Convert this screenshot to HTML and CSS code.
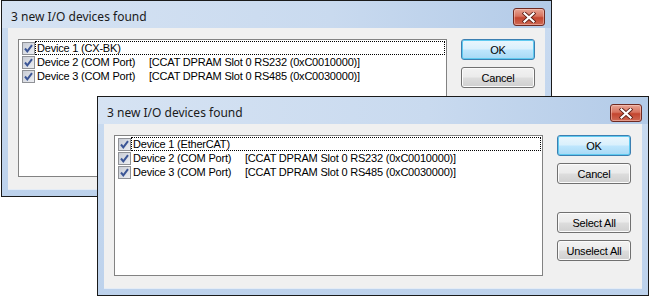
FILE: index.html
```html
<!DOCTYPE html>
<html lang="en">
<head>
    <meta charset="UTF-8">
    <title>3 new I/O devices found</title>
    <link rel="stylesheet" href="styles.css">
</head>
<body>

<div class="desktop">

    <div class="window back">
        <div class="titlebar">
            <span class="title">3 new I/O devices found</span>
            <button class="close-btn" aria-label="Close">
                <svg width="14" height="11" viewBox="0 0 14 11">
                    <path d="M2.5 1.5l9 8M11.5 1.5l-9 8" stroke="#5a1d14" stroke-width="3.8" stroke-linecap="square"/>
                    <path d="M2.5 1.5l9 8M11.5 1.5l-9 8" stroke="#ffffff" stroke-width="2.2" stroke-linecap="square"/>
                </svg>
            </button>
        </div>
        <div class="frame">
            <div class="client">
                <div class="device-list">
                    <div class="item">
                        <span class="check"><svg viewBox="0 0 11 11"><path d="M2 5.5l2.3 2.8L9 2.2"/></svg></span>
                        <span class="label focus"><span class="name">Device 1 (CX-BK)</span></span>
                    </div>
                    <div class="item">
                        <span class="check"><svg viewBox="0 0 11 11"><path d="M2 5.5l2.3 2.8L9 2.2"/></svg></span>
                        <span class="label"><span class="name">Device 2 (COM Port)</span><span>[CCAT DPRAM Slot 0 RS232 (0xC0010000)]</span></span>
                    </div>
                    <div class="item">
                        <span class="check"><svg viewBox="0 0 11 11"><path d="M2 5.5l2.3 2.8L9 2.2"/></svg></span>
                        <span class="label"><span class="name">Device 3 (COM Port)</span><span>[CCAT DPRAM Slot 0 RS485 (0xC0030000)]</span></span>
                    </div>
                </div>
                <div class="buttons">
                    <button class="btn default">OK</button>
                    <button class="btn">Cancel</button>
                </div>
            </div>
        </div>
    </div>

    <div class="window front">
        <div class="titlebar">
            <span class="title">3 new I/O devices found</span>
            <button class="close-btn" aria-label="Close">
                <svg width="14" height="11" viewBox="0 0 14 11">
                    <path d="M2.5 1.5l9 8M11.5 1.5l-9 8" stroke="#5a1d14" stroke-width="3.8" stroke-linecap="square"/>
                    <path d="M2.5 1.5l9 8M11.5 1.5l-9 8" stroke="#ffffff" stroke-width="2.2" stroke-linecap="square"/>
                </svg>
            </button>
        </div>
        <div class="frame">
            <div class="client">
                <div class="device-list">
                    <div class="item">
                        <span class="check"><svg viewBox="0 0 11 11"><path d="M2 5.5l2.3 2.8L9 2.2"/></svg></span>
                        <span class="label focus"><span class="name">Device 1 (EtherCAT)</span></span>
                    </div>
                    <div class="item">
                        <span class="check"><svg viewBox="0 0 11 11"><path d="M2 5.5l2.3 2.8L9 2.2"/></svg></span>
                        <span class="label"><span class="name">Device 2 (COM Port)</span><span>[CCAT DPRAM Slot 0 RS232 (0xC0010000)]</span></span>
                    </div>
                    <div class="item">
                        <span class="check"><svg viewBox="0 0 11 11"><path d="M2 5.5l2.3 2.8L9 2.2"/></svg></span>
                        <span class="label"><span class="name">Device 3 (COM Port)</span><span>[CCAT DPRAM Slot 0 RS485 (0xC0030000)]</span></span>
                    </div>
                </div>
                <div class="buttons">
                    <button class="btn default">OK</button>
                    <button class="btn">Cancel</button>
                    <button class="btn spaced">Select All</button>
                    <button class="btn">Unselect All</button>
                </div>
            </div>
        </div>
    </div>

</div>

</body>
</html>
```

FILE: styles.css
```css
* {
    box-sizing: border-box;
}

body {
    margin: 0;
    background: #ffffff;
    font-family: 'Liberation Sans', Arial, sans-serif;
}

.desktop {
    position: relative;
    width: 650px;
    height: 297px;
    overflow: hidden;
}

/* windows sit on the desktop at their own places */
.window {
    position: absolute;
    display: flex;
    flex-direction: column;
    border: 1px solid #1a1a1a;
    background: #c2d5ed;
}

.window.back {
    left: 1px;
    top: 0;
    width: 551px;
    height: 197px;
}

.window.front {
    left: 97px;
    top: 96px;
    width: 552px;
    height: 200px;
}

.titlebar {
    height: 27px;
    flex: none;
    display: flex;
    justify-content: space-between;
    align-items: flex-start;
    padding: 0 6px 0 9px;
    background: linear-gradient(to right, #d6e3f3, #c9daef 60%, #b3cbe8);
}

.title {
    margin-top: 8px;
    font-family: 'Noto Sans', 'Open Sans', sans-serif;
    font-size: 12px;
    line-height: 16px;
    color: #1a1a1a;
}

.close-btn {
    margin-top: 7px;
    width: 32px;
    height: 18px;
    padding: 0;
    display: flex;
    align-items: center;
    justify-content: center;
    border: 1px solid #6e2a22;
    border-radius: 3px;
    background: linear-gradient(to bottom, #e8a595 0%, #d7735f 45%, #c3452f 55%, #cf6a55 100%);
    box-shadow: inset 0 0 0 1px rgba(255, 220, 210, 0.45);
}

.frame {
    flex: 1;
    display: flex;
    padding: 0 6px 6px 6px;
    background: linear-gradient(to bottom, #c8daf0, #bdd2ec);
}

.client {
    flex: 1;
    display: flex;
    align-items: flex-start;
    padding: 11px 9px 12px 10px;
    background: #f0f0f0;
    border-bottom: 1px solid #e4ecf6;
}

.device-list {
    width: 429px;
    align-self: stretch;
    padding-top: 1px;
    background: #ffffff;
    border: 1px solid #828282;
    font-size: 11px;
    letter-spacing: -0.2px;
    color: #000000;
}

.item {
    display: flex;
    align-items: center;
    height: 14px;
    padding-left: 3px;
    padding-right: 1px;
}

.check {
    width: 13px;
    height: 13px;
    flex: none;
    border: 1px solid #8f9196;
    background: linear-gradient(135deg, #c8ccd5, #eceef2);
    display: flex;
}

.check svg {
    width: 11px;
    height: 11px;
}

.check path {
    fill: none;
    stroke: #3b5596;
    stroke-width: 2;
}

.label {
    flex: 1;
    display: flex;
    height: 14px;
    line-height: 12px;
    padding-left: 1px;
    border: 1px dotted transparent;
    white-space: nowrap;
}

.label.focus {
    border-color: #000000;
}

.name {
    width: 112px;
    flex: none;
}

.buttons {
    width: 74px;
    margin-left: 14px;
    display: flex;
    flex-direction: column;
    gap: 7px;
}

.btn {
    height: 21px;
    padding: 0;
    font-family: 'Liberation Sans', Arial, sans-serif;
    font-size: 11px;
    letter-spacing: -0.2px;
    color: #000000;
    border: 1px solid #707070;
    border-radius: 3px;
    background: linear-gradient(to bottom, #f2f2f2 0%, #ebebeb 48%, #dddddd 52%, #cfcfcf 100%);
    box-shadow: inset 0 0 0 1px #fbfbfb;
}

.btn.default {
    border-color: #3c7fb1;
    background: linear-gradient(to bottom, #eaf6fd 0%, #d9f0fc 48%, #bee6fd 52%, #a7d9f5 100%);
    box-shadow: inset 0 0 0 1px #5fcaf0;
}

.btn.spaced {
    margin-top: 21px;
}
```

■ ■ ■ ■

◆ Requirements
In your copy of the listing above, reproduce each line exactly and omit all pictures.

◆ Response for this exercise
Convert this screenshot to HTML and CSS code.
FILE: index.html
```html
<!DOCTYPE html>
<html lang="en">
<head>
    <meta charset="UTF-8">
    <title>3 new I/O devices found</title>
    <link rel="stylesheet" href="styles.css">
</head>
<body>

<div class="desktop">

    <div class="window back">
        <div class="titlebar">
            <span class="title">3 new I/O devices found</span>
            <button class="close-btn" aria-label="Close">
                <svg width="14" height="11" viewBox="0 0 14 11">
                    <path d="M2.5 1.5l9 8M11.5 1.5l-9 8" stroke="#5a1d14" stroke-width="3.8" stroke-linecap="square"/>
                    <path d="M2.5 1.5l9 8M11.5 1.5l-9 8" stroke="#ffffff" stroke-width="2.2" stroke-linecap="square"/>
                </svg>
            </button>
        </div>
        <div class="frame">
            <div class="client">
                <div class="device-list">
                    <div class="item">
                        <span class="check"><svg viewBox="0 0 11 11"><path d="M2 5.5l2.3 2.8L9 2.2"/></svg></span>
                        <span class="label focus"><span class="name">Device 1 (CX-BK)</span></span>
                    </div>
                    <div class="item">
                        <span class="check"><svg viewBox="0 0 11 11"><path d="M2 5.5l2.3 2.8L9 2.2"/></svg></span>
                        <span class="label"><span class="name">Device 2 (COM Port)</span><span>[CCAT DPRAM Slot 0 RS232 (0xC0010000)]</span></span>
                    </div>
                    <div class="item">
                        <span class="check"><svg viewBox="0 0 11 11"><path d="M2 5.5l2.3 2.8L9 2.2"/></svg></span>
                        <span class="label"><span class="name">Device 3 (COM Port)</span><span>[CCAT DPRAM Slot 0 RS485 (0xC0030000)]</span></span>
                    </div>
                </div>
                <div class="buttons">
                    <button class="btn default">OK</button>
                    <button class="btn">Cancel</button>
                </div>
            </div>
        </div>
    </div>

    <div class="window front">
        <div class="titlebar">
            <span class="title">3 new I/O devices found</span>
            <button class="close-btn" aria-label="Close">
                <svg width="14" height="11" viewBox="0 0 14 11">
                    <path d="M2.5 1.5l9 8M11.5 1.5l-9 8" stroke="#5a1d14" stroke-width="3.8" stroke-linecap="square"/>
                    <path d="M2.5 1.5l9 8M11.5 1.5l-9 8" stroke="#ffffff" stroke-width="2.2" stroke-linecap="square"/>
                </svg>
            </button>
        </div>
        <div class="frame">
            <div class="client">
                <div class="device-list">
                    <div class="item">
                        <span class="check"><svg viewBox="0 0 11 11"><path d="M2 5.5l2.3 2.8L9 2.2"/></svg></span>
                        <span class="label focus"><span class="name">Device 1 (EtherCAT)</span></span>
                    </div>
                    <div class="item">
                        <span class="check"><svg viewBox="0 0 11 11"><path d="M2 5.5l2.3 2.8L9 2.2"/></svg></span>
                        <span class="label"><span class="name">Device 2 (COM Port)</span><span>[CCAT DPRAM Slot 0 RS232 (0xC0010000)]</span></span>
                    </div>
                    <div class="item">
                        <span class="check"><svg viewBox="0 0 11 11"><path d="M2 5.5l2.3 2.8L9 2.2"/></svg></span>
                        <span class="label"><span class="name">Device 3 (COM Port)</span><span>[CCAT DPRAM Slot 0 RS485 (0xC0030000)]</span></span>
                    </div>
                </div>
                <div class="buttons">
                    <button class="btn default">OK</button>
                    <button class="btn">Cancel</button>
                    <button class="btn spaced">Select All</button>
                    <button class="btn">Unselect All</button>
                </div>
            </div>
        </div>
    </div>

</div>

</body>
</html>
```

FILE: styles.css
```css
* {
    box-sizing: border-box;
}

body {
    margin: 0;
    background: #ffffff;
    font-family: 'Liberation Sans', Arial, sans-serif;
}

.desktop {
    position: relative;
    width: 650px;
    height: 297px;
    overflow: hidden;
}

/* windows sit on the desktop at their own places */
.window {
    position: absolute;
    display: flex;
    flex-direction: column;
    border: 1px solid #1a1a1a;
    background: #c2d5ed;
}

.window.back {
    left: 1px;
    top: 0;
    width: 551px;
    height: 197px;
}

.window.front {
    left: 97px;
    top: 96px;
    width: 552px;
    height: 200px;
}

.titlebar {
    height: 27px;
    flex: none;
    display: flex;
    justify-content: space-between;
    align-items: flex-start;
    padding: 0 6px 0 9px;
    background: linear-gradient(to right, #d6e3f3, #c9daef 60%, #b3cbe8);
}

.title {
    margin-top: 8px;
    font-family: 'Noto Sans', 'Open Sans', sans-serif;
    font-size: 12px;
    line-height: 16px;
    color: #1a1a1a;
}

.close-btn {
    margin-top: 7px;
    width: 32px;
    height: 18px;
    padding: 0;
    display: flex;
    align-items: center;
    justify-content: center;
    border: 1px solid #6e2a22;
    border-radius: 3px;
    background: linear-gradient(to bottom, #e8a595 0%, #d7735f 45%, #c3452f 55%, #cf6a55 100%);
    box-shadow: inset 0 0 0 1px rgba(255, 220, 210, 0.45);
}

.frame {
    flex: 1;
    display: flex;
    padding: 0 6px 6px 6px;
    background: linear-gradient(to bottom, #c8daf0, #bdd2ec);
}

.client {
    flex: 1;
    display: flex;
    align-items: flex-start;
    padding: 11px 9px 12px 10px;
    background: #f0f0f0;
    border-bottom: 1px solid #e4ecf6;
}

.device-list {
    width: 429px;
    align-self: stretch;
    padding-top: 1px;
    background: #ffffff;
    border: 1px solid #828282;
    font-size: 11px;
    letter-spacing: -0.2px;
    color: #000000;
}

.item {
    display: flex;
    align-items: center;
    height: 14px;
    padding-left: 3px;
    padding-right: 1px;
}

.check {
    width: 13px;
    height: 13px;
    flex: none;
    border: 1px solid #8f9196;
    background: linear-gradient(135deg, #c8ccd5, #eceef2);
    display: flex;
}

.check svg {
    width: 11px;
    height: 11px;
}

.check path {
    fill: none;
    stroke: #3b5596;
    stroke-width: 2;
}

.label {
    flex: 1;
    display: flex;
    height: 14px;
    line-height: 12px;
    padding-left: 1px;
    border: 1px dotted transparent;
    white-space: nowrap;
}

.label.focus {
    border-color: #000000;
}

.name {
    width: 112px;
    flex: none;
}

.buttons {
    width: 74px;
    margin-left: 14px;
    display: flex;
    flex-direction: column;
    gap: 7px;
}

.btn {
    height: 21px;
    padding: 0;
    font-family: 'Liberation Sans', Arial, sans-serif;
    font-size: 11px;
    letter-spacing: -0.2px;
    color: #000000;
    border: 1px solid #707070;
    border-radius: 3px;
    background: linear-gradient(to bottom, #f2f2f2 0%, #ebebeb 48%, #dddddd 52%, #cfcfcf 100%);
    box-shadow: inset 0 0 0 1px #fbfbfb;
}

.btn.default {
    border-color: #3c7fb1;
    background: linear-gradient(to bottom, #eaf6fd 0%, #d9f0fc 48%, #bee6fd 52%, #a7d9f5 100%);
    box-shadow: inset 0 0 0 1px #5fcaf0;
}

.btn.spaced {
    margin-top: 21px;
}
```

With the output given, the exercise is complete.